BARI - Poliedrico, istrionico, sempre con una vena di ironia: l'attore e regista Edoardo Leo ha scelto il Teatro Petruzzelli di Bari per la partenza del nuovo tour, che lo terrà occupato per quasi un anno e lo vedrà in scena con «Ti racconto una storia». Uno spettacolo già riproposto in passato in varie forme, ma mai uguale a se stesso, tra letture semiserie e tragicomiche con l'accompagnamento musicale di Jonis Bascir. L'appuntamento barese è per domenica 22 ottobre alle 21 (biglietti in vendita su TicketOne), data organizzata da Vincenzo Berti e Gianluca Bonanno per Ventidieci. La «Gazzetta» ha intercettato l'attore per raccogliere qualche suggestione sulla performance, tra reading e monologhi, antologia di oltre vent'anni di carriera.
Come ci si prepara per uno show che va in scena ormai da tempo?
«Non c'è una vera e propria preparazione: sto ragionando lentamente su quali storie ho voglia di portare, sto capendo che forma dare a questa tournée, la più lunga finora per quanto riguarda "Ti racconto una storia", forse anche l'ultima».

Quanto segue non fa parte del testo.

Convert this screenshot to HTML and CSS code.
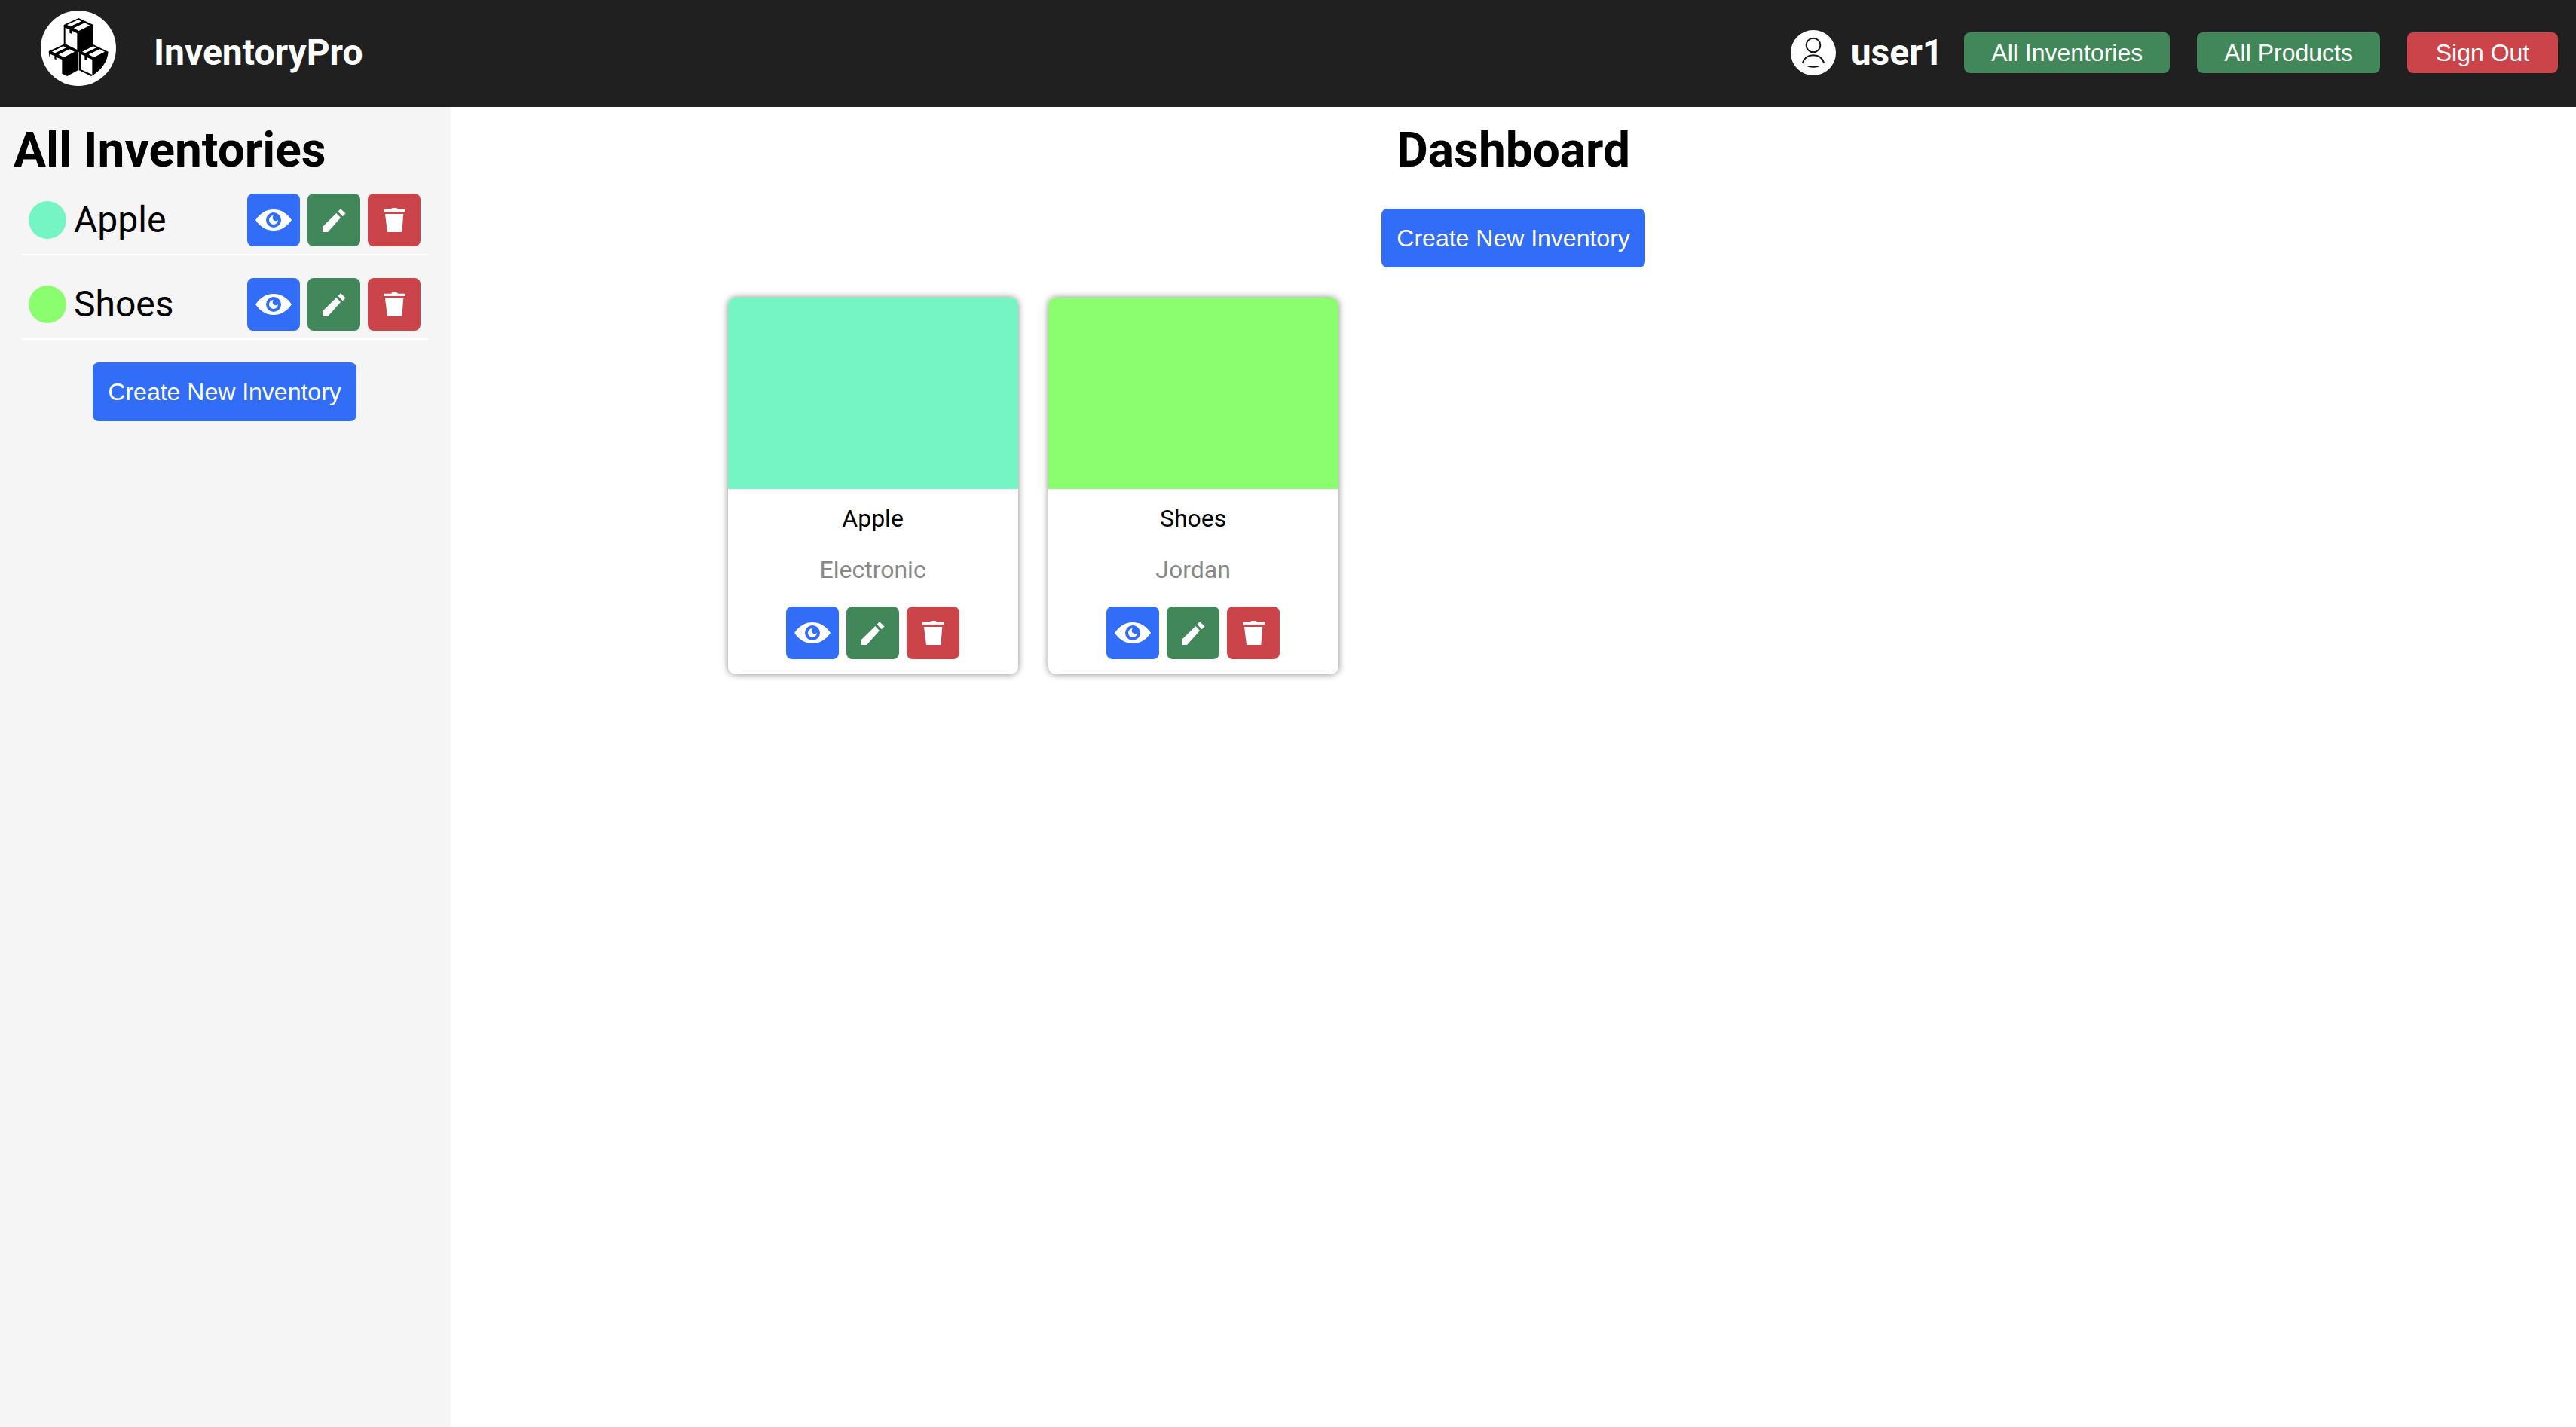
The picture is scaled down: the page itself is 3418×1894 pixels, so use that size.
FILE: index.html
```html
<!DOCTYPE html>
<html lang="en">
<head>
<meta charset="utf-8">
<meta name="viewport" content="width=device-width, initial-scale=1">
<title>InventoryPro</title>
<link rel="stylesheet" href="styles.css">
</head>
<body>
<svg class="sprite" aria-hidden="true">
  <symbol id="eye" viewBox="0 0 48 28">
    <path fill-rule="evenodd" d="M0 14C7 4 15 0 24 0s17 4 24 14c-7 10-15 14-24 14S7 24 0 14zM24 4a10 10 0 1 0 0 20 10 10 0 0 0 0-20z"/>
    <path d="M24 8a6 6 0 1 0 6 6 4 4 0 0 1-6-6z"/>
  </symbol>
  <symbol id="pencil" viewBox="0 0 31 31">
    <path d="M0 24 18.3 6l5.7 6L7 31H0zM20.6 3.8 24 0l6.5 6.6-3.8 3.7z"/>
  </symbol>
  <symbol id="trash" viewBox="0 0 29 32">
    <path d="M0 1.7h10.2Q10.500 0 12 0h5q1.500 0 1.800 1.700H29V5H0zM2 8h24.300l-2 24H5z"/>
  </symbol>
</svg>

<header class="topbar">
  <a class="brand" href="#">
    <svg class="logo" viewBox="42 42 300 300" aria-hidden="true">
      <circle cx="192" cy="192" r="150" fill="#fff"/>
      <path d="M193 72 252 99V178L311 206Q306 262 250 299L243 303 195 280H190L148 303 127 293V237L104 228V238L97 235V223L80 215V238Q75 222 74 204L134 176V99z"/>
      <g fill="#fff">
        <path d="M140 110 157 118V131L168 136V123L187 133V198L140 175z"/>
        <path d="M147 99 191 79 204 85 160 106zM173 112 217 91 238 101 194 123z"/>
        <path d="M87 206 131 184 144 190 100 211zM113 217 157 196 177 206 134 228z"/>
        <path d="M207 206 251 184 264 190 220 211zM233 217 277 196 297 206 254 228z"/>
        <path d="M201 215 217 223V236L228 240V229L247 237V297L201 276z"/>
        <path d="M191 207H194V280H191z"/>
      </g>
    </svg>
    <span>InventoryPro</span>
  </a>
  <nav class="nav">
    <div class="user">
      <svg class="avatar" viewBox="30 30 180 180" aria-hidden="true">
        <circle cx="120" cy="120" r="90" fill="#fff"/>
        <g fill="none" stroke="#111" stroke-width="6"><circle cx="120" cy="90" r="28"/><path d="M77 162C83 142 99 130 120 130S157 142 163 162"/></g>
        <path fill="#111" d="M89 172H151Q120 187 89 172z"/>
      </svg>
      <span>user1</span>
    </div>
    <button class="btn nav-btn green" type="button">All Inventories</button>
    <button class="btn nav-btn green" type="button">All Products</button>
    <button class="btn nav-btn red" type="button">Sign Out</button>
  </nav>
</header>

<div class="layout">
  <aside class="sidebar">
    <h1>All Inventories</h1>
    <ul class="list">
      <li class="row">
        <span class="dot teal"></span><span class="name">Apple</span>
        <div class="actions">
          <button class="btn icon-btn blue" type="button" aria-label="View Apple"><svg class="eye"><use href="#eye"/></svg></button>
          <button class="btn icon-btn green" type="button" aria-label="Edit Apple"><svg class="pencil"><use href="#pencil"/></svg></button>
          <button class="btn icon-btn red" type="button" aria-label="Delete Apple"><svg class="trash"><use href="#trash"/></svg></button>
        </div>
      </li>
      <li class="row">
        <span class="dot lime"></span><span class="name">Shoes</span>
        <div class="actions">
          <button class="btn icon-btn blue" type="button" aria-label="View Shoes"><svg class="eye"><use href="#eye"/></svg></button>
          <button class="btn icon-btn green" type="button" aria-label="Edit Shoes"><svg class="pencil"><use href="#pencil"/></svg></button>
          <button class="btn icon-btn red" type="button" aria-label="Delete Shoes"><svg class="trash"><use href="#trash"/></svg></button>
        </div>
      </li>
    </ul>
    <button class="btn create blue" type="button">Create New Inventory</button>
  </aside>

  <main class="main">
    <h1>Dashboard</h1>
    <button class="btn create blue" type="button">Create New Inventory</button>
    <div class="cards">
      <article class="card">
        <div class="swatch teal"></div>
        <h2>Apple</h2>
        <p>Electronic</p>
        <div class="actions">
          <button class="btn icon-btn blue" type="button" aria-label="View Apple"><svg class="eye"><use href="#eye"/></svg></button>
          <button class="btn icon-btn green" type="button" aria-label="Edit Apple"><svg class="pencil"><use href="#pencil"/></svg></button>
          <button class="btn icon-btn red" type="button" aria-label="Delete Apple"><svg class="trash"><use href="#trash"/></svg></button>
        </div>
      </article>
      <article class="card">
        <div class="swatch lime"></div>
        <h2>Shoes</h2>
        <p>Jordan</p>
        <div class="actions">
          <button class="btn icon-btn blue" type="button" aria-label="View Shoes"><svg class="eye"><use href="#eye"/></svg></button>
          <button class="btn icon-btn green" type="button" aria-label="Edit Shoes"><svg class="pencil"><use href="#pencil"/></svg></button>
          <button class="btn icon-btn red" type="button" aria-label="Delete Shoes"><svg class="trash"><use href="#trash"/></svg></button>
        </div>
      </article>
    </div>
  </main>
</div>
</body>
</html>
```
FILE: styles.css
```css
* { box-sizing: border-box; margin: 0; padding: 0; }
body {
  min-height: 100vh;
  display: flex;
  flex-direction: column;
  font: 32px/40px Roboto, sans-serif;
  color: #000;
  background: #fff;
}
.sprite { display: none; }
h1 { font-size: 64px; line-height: 76px; font-weight: 700; }

.topbar {
  display: flex;
  justify-content: space-between;
  align-items: flex-start;
  padding: 14px 24px 28px 54px;
  background: #202020;
  color: #fff;
  font-size: 48px;
  line-height: 56px;
  font-weight: 700;
}
.brand { display: flex; gap: 50px; color: #fff; text-decoration: none; }
.brand span { padding-top: 28px; }
.logo { width: 100px; height: 100px; }
.nav { display: flex; align-items: center; gap: 36px; padding-top: 26px; }
.user { display: flex; align-items: center; gap: 20px; margin-right: -8px; }
.avatar { width: 60px; height: 60px; }

.btn {
  border: 0;
  border-radius: 8px;
  color: #fff;
  font: 32px/38px "Liberation Sans", Arial, sans-serif;
  cursor: pointer;
}
.nav-btn { min-width: 200px; padding: 8px 36px; }
.create { padding: 20px; }
.blue { background: #316df6; }
.green { background: #428759; }
.red { background: #cb444a; }
.teal { background: #75f5c4; }
.lime { background: #8bfe6f; }

.actions { display: flex; gap: 10px; }
.icon-btn {
  width: 70px;
  height: 70px;
  display: flex;
  align-items: center;
  justify-content: center;
}
.icon-btn svg { fill: #fff; }
.eye { width: 48px; height: 28px; }
.pencil { width: 31px; height: 31px; }
.trash { width: 29px; height: 32px; }

.layout { flex: 1; display: flex; }
.sidebar {
  width: 17.5%;
  display: flex;
  flex-direction: column;
  padding-top: 20px;
  border-right: 2px solid #f5f5f5;
  background: #f5f5f5;
}
.sidebar h1 { padding-left: 18px; }
.sidebar .create { align-self: center; }
.list { list-style: none; margin: 9px 28px 0; }
.row {
  display: flex;
  align-items: center;
  gap: 10px;
  margin-bottom: 20px;
  padding: 10px;
  border-bottom: 2px solid #fff;
}
.row + .row { margin-bottom: 30px; }
.dot { width: 50px; height: 50px; border-radius: 50%; }
.name { flex: 1; font-size: 48px; line-height: 56px; }

.main {
  flex: 1;
  display: flex;
  flex-direction: column;
  align-items: center;
  padding-top: 20px;
}
.main .create { margin-top: 39px; }
.cards {
  align-self: stretch;
  display: grid;
  grid-template-columns: repeat(5, 385px);
  justify-content: center;
  gap: 40px;
  margin-top: 40px;
}
.card {
  display: flex;
  flex-direction: column;
  align-items: center;
  padding-bottom: 20px;
  overflow: hidden;
  border-radius: 10px;
  background: #fff;
  box-shadow: 0 0 10px #888;
}
.swatch { align-self: stretch; height: 254px; }
.card h2 { margin-top: 20px; font-size: 32px; line-height: 38px; font-weight: 400; }
.card p { margin: 30px 0; line-height: 38px; color: #888; }
```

Da dove arriva l'idea di una raccolta di ricordi, aneddoti, che cambiano di occasione in occasione?
«Volevo sperimentare una forma di teatro diversa, in cui al centro ci fossero le storie, ma anche l'arte della forma orale. Tutto è partito per accumulo (in passato l'attore ha proposto letture e dialoghi di Calvino, Eco, Benni e molti altri, ndr.), la struttura definitiva è quasi arrivata da sé, proprio come accade per i cantastorie».
Come risponde il pubblico?
«Rimango sempre affascinato dai bambini, che spesso faccio salire sul palco. C'è un capitolo che parla delle barzellette, forma di racconto altissima: lì improvviso con i più piccoli e ho ricordi meravigliosi della loro emozione davanti a duemila persone. È il punto che preferisco dello spettacolo, il teatro si fa insieme, e quando mi accorgo che quello che faccio avvicina anche la fascia di spettatori di quell'età, capisco che ho raggiunto ciò che avevo programmato: essere trasversale».
Tra quelli che legge e recita c'è un pezzo a cui è particolarmente legato?
«Sì, ed è di Gabriel García Márquez, con cui apro lo spettacolo. Non è tratto da qualcosa che ha scritto, è un frammento di un discorso mentre riceveva un premio e che è stato riportato da un giornalista: anche qui recupero il valore del racconto orale, poi Márquez per me è un riferimento per il modo in cui ha saputo raccontare grandi tragedie unendo ironia e senso del grottesco».
Sul palco è accompagnato dal collega e amico Jonis Bascir, che ruolo ha la musica in questo spettacolo?
«La prima replica è nata in un pub, l'accordo con Jonis era "io racconto le storie, tu improvvisa su quello che dico". Poi abbiamo messo dei punti fermi ed è nato uno spettacolo con una struttura quasi jazz: io improvviso su una partitura che ho, e lui fa lo stesso. È diventata la spalla perfetta: durante i viaggi in macchina decidiamo cosa fare la sera, nasce tutto naturalmente».
Perché la partenza proprio da Bari?
«Mi sono auto-imposto di dedicare quest'anno al teatro, e l'idea di iniziare dal Petruzzelli è programmatica. È uno dei teatri più belli d'Italia, ed è risorto dalle sue ceneri. Ha qualcosa a che fare con la mia vita professionale, spesso nei miei film mi sono occupato delle rinascite dai fallimenti, mi sembrava un punto di partenza simbolico».
Quindi un anno intero in giro per teatri: c'è qualcosa che la spaventa?
«Niente. L'ho scelto io, sto contando i giorni, poi tutta la tournée si chiuderà a Roma, la mia città, non ho alcuna paura preventiva. Sul serio, non vedo l'ora».